Skinflicker was once controversial enough to have a question raised in Parliament about its political violence. An angry nihilistic group, with a half-baked, poetically written (William Blake is invoked as an inspiration) manifesto, kidnap and murder a high profile MP. This is all shot in the manner of a hand-held camera film record which after the event is cleverly framed as a police training film about terrorism. The influence here is the drama doc style of Peter Watkins’s nuclear attack TV film The War Game and more interestingly a first try-out of ideas, shot on 8 and 16 m, to be later realised in found footage genre films like The Blair Witch Project (1999). 

Cinema verité and mockumentary are also thrown in with much hysterical screaming and shouting about the kidnappers’ intentions and motives - the feverish screenplay is by playwright Howard Brenton.

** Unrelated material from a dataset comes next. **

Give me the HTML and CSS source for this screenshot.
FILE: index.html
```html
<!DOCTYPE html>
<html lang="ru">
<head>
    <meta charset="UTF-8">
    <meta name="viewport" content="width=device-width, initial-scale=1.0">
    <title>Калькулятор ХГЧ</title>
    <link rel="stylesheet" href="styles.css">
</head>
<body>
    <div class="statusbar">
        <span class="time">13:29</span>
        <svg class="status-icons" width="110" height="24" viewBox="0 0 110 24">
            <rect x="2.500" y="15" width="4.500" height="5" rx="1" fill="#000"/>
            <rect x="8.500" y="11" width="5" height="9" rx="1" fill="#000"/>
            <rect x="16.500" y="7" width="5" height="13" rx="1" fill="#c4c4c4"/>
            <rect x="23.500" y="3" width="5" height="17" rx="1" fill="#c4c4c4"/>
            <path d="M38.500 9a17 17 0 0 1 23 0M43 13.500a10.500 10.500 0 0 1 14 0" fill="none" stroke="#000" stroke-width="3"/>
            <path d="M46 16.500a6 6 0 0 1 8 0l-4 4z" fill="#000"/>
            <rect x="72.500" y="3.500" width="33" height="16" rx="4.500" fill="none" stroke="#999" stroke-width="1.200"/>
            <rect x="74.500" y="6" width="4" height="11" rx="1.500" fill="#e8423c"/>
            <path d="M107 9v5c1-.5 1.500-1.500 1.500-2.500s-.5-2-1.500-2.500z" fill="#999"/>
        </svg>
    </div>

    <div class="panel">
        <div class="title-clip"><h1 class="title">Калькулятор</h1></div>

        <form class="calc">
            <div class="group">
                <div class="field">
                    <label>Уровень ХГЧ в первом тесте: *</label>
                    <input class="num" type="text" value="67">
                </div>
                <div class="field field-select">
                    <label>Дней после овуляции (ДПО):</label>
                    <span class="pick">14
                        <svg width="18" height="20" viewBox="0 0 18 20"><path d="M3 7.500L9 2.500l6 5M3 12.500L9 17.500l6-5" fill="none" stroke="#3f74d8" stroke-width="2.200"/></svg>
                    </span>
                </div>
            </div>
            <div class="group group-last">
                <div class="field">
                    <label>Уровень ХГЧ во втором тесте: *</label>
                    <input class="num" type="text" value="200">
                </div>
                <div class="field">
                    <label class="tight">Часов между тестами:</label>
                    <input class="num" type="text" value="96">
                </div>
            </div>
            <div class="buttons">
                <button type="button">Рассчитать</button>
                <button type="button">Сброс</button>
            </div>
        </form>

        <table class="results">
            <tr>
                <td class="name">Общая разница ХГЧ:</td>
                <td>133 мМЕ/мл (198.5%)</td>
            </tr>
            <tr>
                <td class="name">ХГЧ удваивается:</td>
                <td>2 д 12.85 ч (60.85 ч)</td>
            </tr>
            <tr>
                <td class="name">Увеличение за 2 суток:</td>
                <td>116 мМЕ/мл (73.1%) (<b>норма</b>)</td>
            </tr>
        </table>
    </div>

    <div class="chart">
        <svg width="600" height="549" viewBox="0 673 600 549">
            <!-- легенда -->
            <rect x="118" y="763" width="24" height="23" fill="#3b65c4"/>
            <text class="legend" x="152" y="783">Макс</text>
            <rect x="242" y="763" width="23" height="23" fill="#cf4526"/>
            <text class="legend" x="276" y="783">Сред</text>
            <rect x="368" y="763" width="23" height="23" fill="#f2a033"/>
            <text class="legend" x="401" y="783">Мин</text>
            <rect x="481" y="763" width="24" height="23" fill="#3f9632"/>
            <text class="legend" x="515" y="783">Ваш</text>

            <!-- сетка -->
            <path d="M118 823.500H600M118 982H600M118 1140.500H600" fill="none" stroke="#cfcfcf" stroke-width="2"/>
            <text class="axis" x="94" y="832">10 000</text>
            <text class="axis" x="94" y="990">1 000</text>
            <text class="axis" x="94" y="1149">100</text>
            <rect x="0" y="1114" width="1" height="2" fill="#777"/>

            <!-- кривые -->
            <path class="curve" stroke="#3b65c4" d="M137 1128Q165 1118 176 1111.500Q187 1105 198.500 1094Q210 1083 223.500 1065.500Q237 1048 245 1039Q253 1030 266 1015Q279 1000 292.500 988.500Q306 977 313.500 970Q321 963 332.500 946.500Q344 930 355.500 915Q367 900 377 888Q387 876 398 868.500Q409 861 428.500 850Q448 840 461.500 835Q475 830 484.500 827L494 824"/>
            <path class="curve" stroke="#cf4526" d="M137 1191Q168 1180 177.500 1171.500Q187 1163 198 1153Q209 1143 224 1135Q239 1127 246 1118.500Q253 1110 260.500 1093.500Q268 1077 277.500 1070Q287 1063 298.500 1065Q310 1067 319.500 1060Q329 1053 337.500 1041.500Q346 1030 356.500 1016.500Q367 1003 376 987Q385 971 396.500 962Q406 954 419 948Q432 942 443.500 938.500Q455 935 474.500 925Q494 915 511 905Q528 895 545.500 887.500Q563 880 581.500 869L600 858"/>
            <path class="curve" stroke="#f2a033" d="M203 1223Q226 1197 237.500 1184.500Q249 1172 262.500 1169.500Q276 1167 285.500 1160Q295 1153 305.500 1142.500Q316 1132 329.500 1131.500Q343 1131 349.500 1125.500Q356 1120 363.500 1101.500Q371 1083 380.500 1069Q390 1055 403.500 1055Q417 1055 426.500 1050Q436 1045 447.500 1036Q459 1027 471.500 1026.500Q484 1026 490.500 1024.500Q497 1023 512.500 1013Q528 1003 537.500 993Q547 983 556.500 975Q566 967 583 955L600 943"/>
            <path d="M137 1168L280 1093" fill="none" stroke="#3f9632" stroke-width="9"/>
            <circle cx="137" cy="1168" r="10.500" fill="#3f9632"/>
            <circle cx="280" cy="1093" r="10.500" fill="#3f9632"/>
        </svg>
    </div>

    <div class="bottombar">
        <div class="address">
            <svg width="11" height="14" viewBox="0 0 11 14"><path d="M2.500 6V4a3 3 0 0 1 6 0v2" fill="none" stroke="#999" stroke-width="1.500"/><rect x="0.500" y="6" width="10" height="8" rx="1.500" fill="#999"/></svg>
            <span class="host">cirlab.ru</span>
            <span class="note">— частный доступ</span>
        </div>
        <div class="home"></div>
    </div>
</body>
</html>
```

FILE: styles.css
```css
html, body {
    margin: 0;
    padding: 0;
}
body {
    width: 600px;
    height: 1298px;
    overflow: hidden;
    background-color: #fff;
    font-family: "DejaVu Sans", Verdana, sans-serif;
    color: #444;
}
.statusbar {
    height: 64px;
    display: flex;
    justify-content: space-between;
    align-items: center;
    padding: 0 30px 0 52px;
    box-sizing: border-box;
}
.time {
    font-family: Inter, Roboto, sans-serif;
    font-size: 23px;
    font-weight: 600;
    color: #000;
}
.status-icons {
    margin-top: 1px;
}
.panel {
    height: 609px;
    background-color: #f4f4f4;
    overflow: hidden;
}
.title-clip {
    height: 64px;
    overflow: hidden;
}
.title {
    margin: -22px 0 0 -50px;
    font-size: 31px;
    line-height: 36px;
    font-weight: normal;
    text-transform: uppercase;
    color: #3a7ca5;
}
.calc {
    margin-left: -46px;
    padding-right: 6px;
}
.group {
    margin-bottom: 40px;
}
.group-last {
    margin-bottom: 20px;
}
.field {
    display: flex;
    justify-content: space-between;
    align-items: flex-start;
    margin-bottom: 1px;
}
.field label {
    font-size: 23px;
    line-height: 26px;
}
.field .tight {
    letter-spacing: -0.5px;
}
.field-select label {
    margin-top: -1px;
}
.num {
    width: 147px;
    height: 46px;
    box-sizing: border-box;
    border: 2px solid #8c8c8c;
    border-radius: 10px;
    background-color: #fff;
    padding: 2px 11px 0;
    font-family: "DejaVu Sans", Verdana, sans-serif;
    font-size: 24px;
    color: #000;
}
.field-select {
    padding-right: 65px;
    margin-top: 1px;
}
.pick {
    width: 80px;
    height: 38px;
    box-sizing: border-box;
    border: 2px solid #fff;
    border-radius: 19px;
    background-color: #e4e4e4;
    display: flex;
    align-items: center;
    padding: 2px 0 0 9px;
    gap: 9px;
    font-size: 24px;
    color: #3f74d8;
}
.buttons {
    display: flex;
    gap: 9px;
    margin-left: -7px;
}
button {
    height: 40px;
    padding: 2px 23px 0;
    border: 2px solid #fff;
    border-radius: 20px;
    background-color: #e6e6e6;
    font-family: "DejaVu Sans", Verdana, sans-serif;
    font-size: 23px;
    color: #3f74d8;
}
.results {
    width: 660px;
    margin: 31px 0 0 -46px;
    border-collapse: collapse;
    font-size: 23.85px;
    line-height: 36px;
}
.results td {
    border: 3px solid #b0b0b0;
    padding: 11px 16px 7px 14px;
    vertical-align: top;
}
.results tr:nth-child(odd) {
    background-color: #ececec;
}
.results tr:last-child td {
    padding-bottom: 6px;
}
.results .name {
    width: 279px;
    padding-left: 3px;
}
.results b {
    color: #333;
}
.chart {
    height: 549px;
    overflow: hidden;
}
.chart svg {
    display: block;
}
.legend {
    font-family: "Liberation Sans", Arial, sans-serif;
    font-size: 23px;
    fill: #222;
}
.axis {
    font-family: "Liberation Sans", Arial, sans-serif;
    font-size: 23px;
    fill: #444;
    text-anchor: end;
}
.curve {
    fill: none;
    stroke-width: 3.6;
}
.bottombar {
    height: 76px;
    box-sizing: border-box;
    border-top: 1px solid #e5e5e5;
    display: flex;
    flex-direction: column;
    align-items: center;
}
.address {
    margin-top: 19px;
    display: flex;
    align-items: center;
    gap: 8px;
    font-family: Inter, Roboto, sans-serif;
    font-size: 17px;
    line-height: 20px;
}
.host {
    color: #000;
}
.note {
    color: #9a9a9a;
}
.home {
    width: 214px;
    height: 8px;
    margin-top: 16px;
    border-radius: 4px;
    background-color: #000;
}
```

However the film’s most disturbing image is of a man’s hovering boot about to stamp on the MP’s false teeth lying on a garage floor. The shot is held for a long time and for me had a queasy barbarity. Skinflicker still has a dramatic edge but, unlike the genuine horror of The War Game, isn’t a provocative edge I’d chose to fall over again by giving it a second viewing.

Wings of Death, coming in at 21 minutes, packs a lot of paranoid fantasy and sordid realism into a cyclic account of a young heroin addict who books himself into a grotty room for the night. Its visual explosions have a real beauty that reminds you of Kenneth Anger and David Lynch and anticipates the toilet drama moments of Trainspotting. The young naked self-harmed body of the addict, posed in a gay and angular fashion like the poet of Jean Cocteau’s fantasy short, The Blood of the Poet, begins and ends the film. Although it’s a downer Wings of Death’s repellent but striking imagery and expressive use of colour would pull me back to watch it again.

I enjoyed Strange Stories (John Guillerman / Don Chaffey, 1953) and especially their adaptation of Melville’s Bartleby – John Laurie - whose repeated “I think not” is highly effective almost as a straight precursor to his later Dad’s Army declaration “Were all doomed!” 

Return to Glennascul (Hilton Edwards, 1951) is an effective spooky Irish tale recounted by Orson Welles. Maze (Bob Bentley, 1969) was so enigmatic about the 60’s London social scene to have me say what was that all about? Very odd. 




Strange Experiences: Grandpa’s Portrait and Old Silas are episodes from a long forgotten TV show. I felt they should still be forgotten. Broken Bottle and Don’t Fool Around with Fireworks are public information films aimed at the safety of children that have a tough minimalist power.

And finally The Terminal Game (Geoff Lowe, 1982) is about AI and corporate power control that’s moderately effective. It borrows some ideas from The Parallax View (1974) but doesn’t employ them as well. The Terminal Game’s violence and controlling menace feels muted, on a single track and lacking in development. But it’s a brave attempt to tackle conspiracy material, especially for the UK in 1982.

This two-disc set comes with many special features for you to watch and help you make up your mind on what’s more a surprise than a shock: recommended “Flipside” oddities but this time round with reservations.